3) É sabido que o Hendrix gostava muito de instrumentos de sopro. No livro feito pela americana Sharon Lawrence, jornalista amiga pessoal do músico, ela chega a retratar a admiração que o negrão nutria por nomes como Rahsaan Roland Kirk, por exemplo. O tom, a sensibilidade de sua Fender… Os sopros foram grande influência nessa abordagem. A ideia dos sopros surgiu com o objetivo de explorar essa dinâmica que o guitarrista tanto gostava?

Sim, o Jimi acompanhava muitos músicos antes da Experience, principalmente as bandas de baile da época, e sempre rolava muito sopro nesses formatos. As ideias dele nos discos já apontavam pra isso também né, o Electric Ladyland tem flauta, no “Axis Bold As Love” ele simula os efeitos da guitarra de uma forma que vira um som de flauta… “If 6 Was 9´” também rola um pouco disso.

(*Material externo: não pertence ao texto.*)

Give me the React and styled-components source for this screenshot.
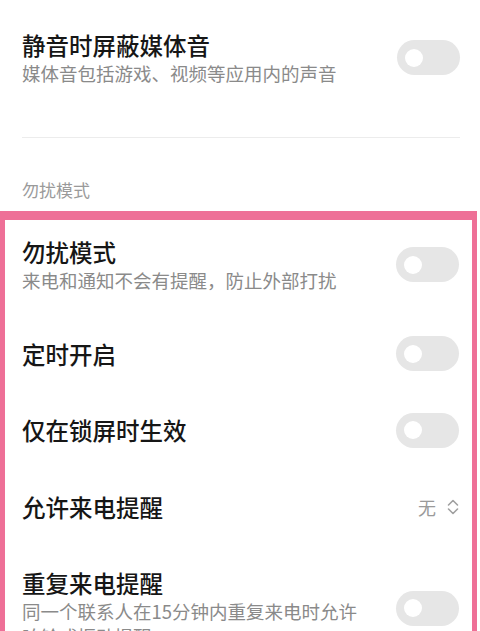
import React from "react";
import styled, { createGlobalStyle } from "styled-components";

const GlobalStyle = createGlobalStyle`
  html, body {
    margin: 0;
    padding: 0;
    background: #fff;
    overflow: hidden;
  }
  body {
    font-family: "Noto Sans CJK SC", "Noto Sans", sans-serif;
  }
`;

const Page = styled.div`
  width: 480px;
  height: 631px;
  overflow: hidden;
  background: #fff;
`;

const TopSection = styled.div`
  padding: 0 20px 0 22px;
`;

const Row = styled.div`
  display: flex;
  align-items: center;
  justify-content: space-between;
  padding: ${(p) => (p.$top ? "29px 0" : "22.25px 0")};
  &:first-child {
    padding-top: ${(p) => (p.$top ? "29px" : "16px")};
  }
`;

const TextCol = styled.div`
  display: flex;
  flex-direction: column;
  max-width: 350px;
`;

const Title = styled.div`
  font-size: 23.5px;
  line-height: 32px;
  font-weight: 500;
  color: #161616;
`;

const Sub = styled.div`
  font-size: 18.5px;
  line-height: 25px;
  color: #8a8a8a;
`;

const Toggle = styled.div`
  flex-shrink: 0;
  width: 63px;
  height: 35px;
  margin: -1.5px 0;
  border-radius: 18px;
  background: #e6e6e6;
  display: flex;
  align-items: center;
  padding-left: 8px;
  box-sizing: border-box;
  &::before {
    content: "";
    width: 18px;
    height: 18px;
    border-radius: 50%;
    background: #fff;
  }
`;

const Divider = styled.div`
  height: 1px;
  background: #ececec;
  margin: 22px 20px 0 22px;
`;

const SectionHeader = styled.div`
  font-size: 17px;
  line-height: 24px;
  color: #9a9a9a;
  padding: 40px 22px 9px;
`;

const HighlightBox = styled.div`
  border: 5px solid #ee7097;
  border-top-width: 9px;
  border-bottom: none;
  margin-right: 3px;
  padding: 0 13px 0 17px;
`;

const Picker = styled.div`
  display: flex;
  align-items: center;
  gap: 11px;
  font-size: 18px;
  line-height: 32px;
  color: #9a9a9a;
`;

const ChevronUpDown = () => (
  <svg width="12" height="18" viewBox="0 0 12 18" fill="none" stroke="#a0a0a0" strokeWidth="1.6" strokeLinecap="round" strokeLinejoin="round">
    <path d="M1.5 7 L6 2.5 L10.5 7" />
    <path d="M1.5 11 L6 15.5 L10.5 11" />
  </svg>
);

const SettingRow = ({ title, sub, top, right }) => (
  <Row $top={top}>
    <TextCol>
      <Title>{title}</Title>
      {sub && <Sub>{sub}</Sub>}
    </TextCol>
    {right || <Toggle />}
  </Row>
);

const App = () => {
  return (
    <>
      <GlobalStyle />
      <Page>
        <TopSection>
          <SettingRow
            top
            title="静音时屏蔽媒体音"
            sub="媒体音包括游戏、视频等应用内的声音"
          />
        </TopSection>
        <Divider />
        <SectionHeader>勿扰模式</SectionHeader>
        <HighlightBox>
          <SettingRow title="勿扰模式" sub="来电和通知不会有提醒，防止外部打扰" />
          <SettingRow title="定时开启" />
          <SettingRow title="仅在锁屏时生效" />
          <SettingRow
            title="允许来电提醒"
            right={
              <Picker>
                无
                <ChevronUpDown />
              </Picker>
            }
          />
          <SettingRow
            title="重复来电提醒"
            sub="同一个联系人在15分钟内重复来电时允许响铃或振动提醒"
          />
        </HighlightBox>
      </Page>
    </>
  );
};

export default App;
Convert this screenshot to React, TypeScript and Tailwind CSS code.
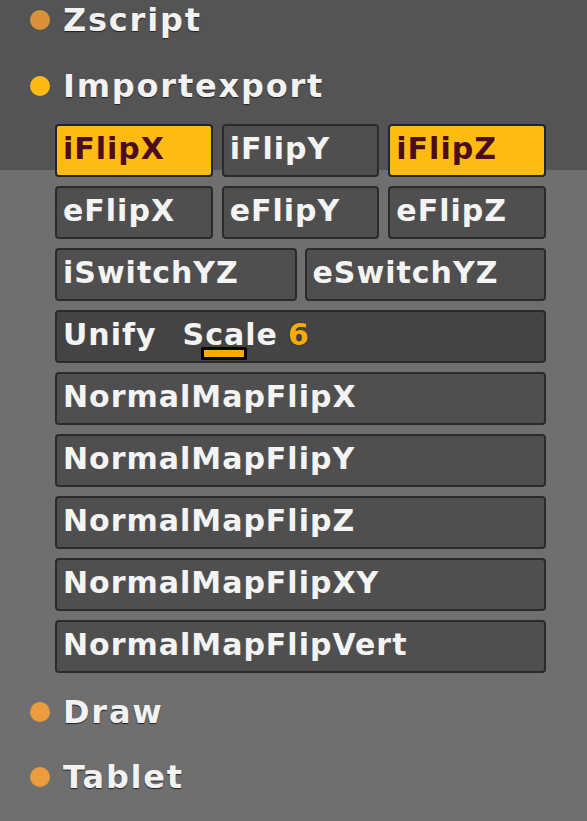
import React from "react";

const font = { fontFamily: '"DejaVu Sans", "Liberation Sans", sans-serif' };

function Header({ label, dot }: { label: string; dot: string }) {
  return (
    <div className="flex h-[40px] items-center">
      <span className={`ml-[30px] size-[20px] rounded-full ${dot}`} />
      <span className="ml-[13px] text-[32px] font-bold leading-none tracking-[1.8px] text-[#f2f2f2] [text-shadow:0_1px_1px_#222]">
        {label}
      </span>
    </div>
  );
}

function Btn({ label, on = false }: { label: string; on?: boolean }) {
  return (
    <div
      className={`flex h-[53px] items-center rounded-[4px] border-2 pl-[6px] pb-[4px] text-[30px] font-bold leading-none tracking-[1px] ${
        on ? "border-[#1e2430] bg-[#ffbb11] text-[#4a0d1c]" : "border-[#2b2b2b] bg-[#4f4f4f] text-[#f4f4f4]"
      }`}
    >
      {label}
    </div>
  );
}

const normals = ["NormalMapFlipX", "NormalMapFlipY", "NormalMapFlipZ", "NormalMapFlipXY", "NormalMapFlipVert"];

export default function App() {
  return (
    <div
      style={font}
      className="min-h-[821px] w-[587px] overflow-hidden bg-[linear-gradient(to_bottom,#545454_170px,#6f6f6f_170px)] select-none"
    >
      <Header label="Zscript" dot="bg-[#d9913a]" />
      <div className="mt-[26px]">
        <Header label="Importexport" dot="bg-[#ffb914]" />
      </div>

      <div className="mt-[18px] ml-[55px] mr-[41px] flex flex-col gap-[9px]">
        <div className="grid grid-cols-3 gap-[9px]">
          <Btn label="iFlipX" on />
          <Btn label="iFlipY" />
          <Btn label="iFlipZ" on />
        </div>
        <div className="grid grid-cols-3 gap-[9px]">
          <Btn label="eFlipX" />
          <Btn label="eFlipY" />
          <Btn label="eFlipZ" />
        </div>
        <div className="grid grid-cols-2 gap-[8px]">
          <Btn label="iSwitchYZ" />
          <Btn label="eSwitchYZ" />
        </div>

        {/* slider */}
        <div className="flex h-[53px] items-center rounded-[4px] border-2 border-[#2b2b2b] bg-[#444444] pl-[6px] pb-[4px] text-[30px] font-bold leading-none tracking-[1px] text-[#f4f4f4]">
          <span>Unify</span>
          <span className="ml-[26px]">
            S
            <span className="relative">
              ca
              <span className="absolute left-[-4px] right-[-2px] top-[30px] h-[13px] rounded-[2px] border-[3px] border-black bg-[#ffaa00]" />
            </span>
            le
          </span>
          <span className="ml-[10px] text-[#ffaa00] [text-shadow:0_0_2px_#1a2a4a]">6</span>
        </div>

        {normals.map((n) => (
          <Btn key={n} label={n} />
        ))}
      </div>

      <div className="mt-[19px]">
        <Header label="Draw" dot="bg-[#eb9c3c]" />
      </div>
      <div className="mt-[25px]">
        <Header label="Tablet" dot="bg-[#eb9c3c]" />
      </div>
    </div>
  );
}
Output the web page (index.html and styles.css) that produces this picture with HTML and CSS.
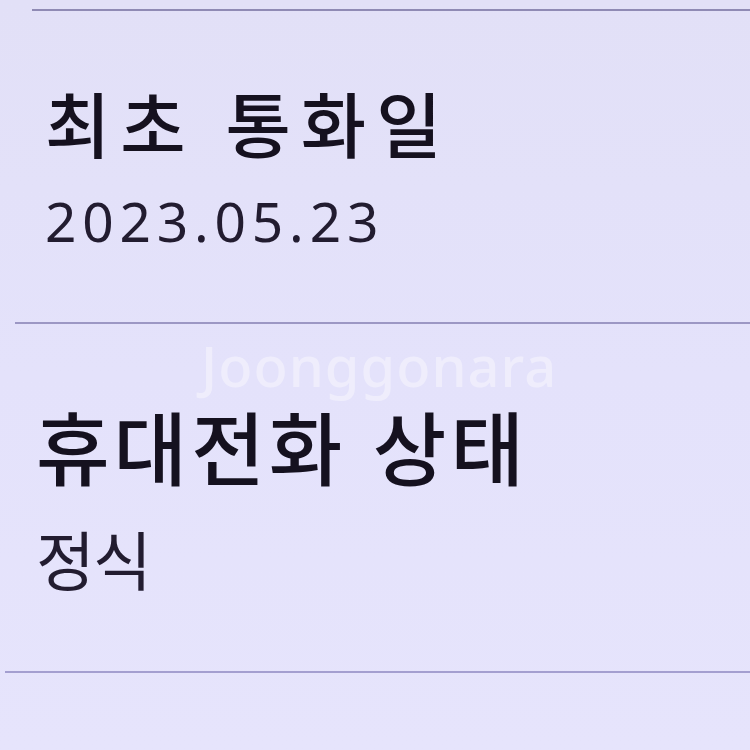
FILE: index.html
```html
<!DOCTYPE html>
<html lang="ko">
<head>
<meta charset="utf-8">
<link rel="stylesheet" href="styles.css">
</head>
<body>
<div class="screen">
  <div class="rule rule-top"></div>
  <section class="item item-first">
    <div class="title title-first">최초 통화일</div>
    <div class="value value-first">2023.05.23</div>
  </section>
  <div class="rule rule-mid"></div>
  <section class="item item-second">
    <div class="title title-second">휴대전화 상태</div>
    <div class="value value-second">정식</div>
  </section>
  <div class="rule rule-bottom"></div>
  <div class="watermark">Joonggonara</div>
</div>
</body>
</html>
```

FILE: styles.css
```css
html, body {
  margin: 0;
  padding: 0;
}
body {
  width: 750px;
  height: 750px;
  overflow: hidden;
  background: linear-gradient(180deg, #e2e0f7 0%, #e4e2fb 50%, #e6e4fc 100%);
  font-family: "Noto Sans CJK KR", "Noto Sans", sans-serif;
  color: #15111f;
}
.screen {
  position: relative;
  width: 750px;
  height: 750px;
}
.rule {
  height: 2px;
  background: #8f8ab4;
}
.rule-top {
  margin-top: 9px;
  margin-left: 32px;
}
.rule-mid {
  margin-left: 15px;
  background: #9c97c4;
}
.rule-bottom {
  margin-left: 5px;
  background: #a49fd0;
}
.item {
  display: flex;
  flex-direction: column;
  box-sizing: border-box;
}
.item-first {
  padding: 75px 0 0 45px;
  height: 311px;
}
.item-second {
  padding: 80px 0 0 36px;
  height: 347px;
}
.title {
  font-weight: 500;
  line-height: 1;
  white-space: nowrap;
}
.title-first {
  font-size: 71px;
  letter-spacing: 10px;
}
.title-second {
  font-size: 80px;
  letter-spacing: 4px;
}
.value {
  line-height: 1;
  font-weight: 400;
  color: #221c30;
  white-space: nowrap;
}
.value-first {
  font-family: "Noto Sans", "Noto Sans CJK KR", sans-serif;
  font-size: 55px;
  margin-top: 36px;
  letter-spacing: 5.8px;
}
.value-second {
  font-size: 64px;
  margin-top: 41px;
  letter-spacing: -2px;
}
.watermark {
  position: absolute;
  left: 201px;
  top: 328px;
  line-height: 1;
  font-family: "Noto Sans", sans-serif;
  font-size: 56px;
  font-weight: 500;
  color: rgba(255, 255, 255, 0.4);
  letter-spacing: 1px;
}
```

A gente já tinha essa ideia há alguns anos. Uma formação nossa tinha um trio com saxofonista e nós começamos a testar isso. Com o naipe ficou muito bonito cara, a ideia é expandir essa ideia que o Hendrix tinha lá atrás e seguir com isso, sempre com arranjos próprios.

4) Eu sou um verdadeiro maníaco pelos discos do Hendrix. No momento estou caçando um bootleg dele com o trio do Traffic. Escuto o cara desde pivete e a música dele continua expandindo cada vez mais na minha mente. Como você observa toda essa força num repertório que hoje vai muito além do Rock e do universo psicodélico do movimento Flower Power? Parece que quanto mais o tempo passa, mais a música do Cherokee fica inclassificável.

Eu confesso que eu também. Tenho caçado as coisas do Traffic, mas é difícil de achar essas coisas né? Como você falou, de fato tem bastante coisa. Saiu bastante material no Youtube… Tem umas jam com baterista no apartamento… Umas coisas bem livres.

A música está indo pra esse universo. Esse lance que nós fazemos até com o próprio repertório é justamente pra isso, se libertar, não ficar limitado e conseguir ir além sempre. Os nossos processos de criação sempre buscam essa ideia autoral. Cada um dos instrumentistas da banda tenta fazer isso da forma mais natural possível e esse trabalho de pesquisa é muito importante. 

Nesses materiais do Hednrix mesmo que estão saindo você nota como nenhum show era igual o outro então tem um pouco disso também.

5) Eder, O Electric Hendrix Ensemble é essencialmente um projeto autoral quando você pega o som da perspectiva Jazzística. Os convidados que a banda chama para os shows das residências semanais, tanto no Jazz nos Fundos, quanto no Bourbon Street, são bastante focados na improvisação e nota-se que a única parte roteirizada do show rola quando a banda fica mais fiel a estrutura original do som. Como é esse encontro entre o cover o autoral? Até que ponto vocês desenvolvem uma linguagem?

Sim, é totalmente autoral. Nós temos arranjos próprios né, nós apenas mantemos os temas e vamos compondo os arranjos de sopro, a parte de cordas também, além da percussão. Pelo fato de contar com muitos elementos de música brasileira, isso com certeza ressalta ressalta o espetáculo e mostra como a música do Hendrix tinha espaço pra crescer, mas sempre pensando de forma autoral.

Sobre a questão dos convidados, a ideia é que cada um coloque a sua característica mesmo. E isso é muito legal por que cada um dos músicos conta com referências particulares então cada um acaba levando o som pra um lugar diferente.

Então, com o tempo de estrada da banda – vale lembrar que já são 10 anos desenvolvendo esse trabalho – isso foi se quebrando e nós começamos a criar temas sob o próprio tema. O ato da improvisação é um lance de composição imediato e nós vamos bem pra esse lado. A questão de se manter fiel é variável, em casas de Jazz as pessoas estão acostumadas com essa questão de mudanças, mas em alguns casos as pessoas preferem o show mais roteirizado, fiel ao disco mesmo.

O que muda mesmo é a questão da composição, da perfomance ao vivo… É um processo que também colabora para a criação da Electric Hendrix Ensemble.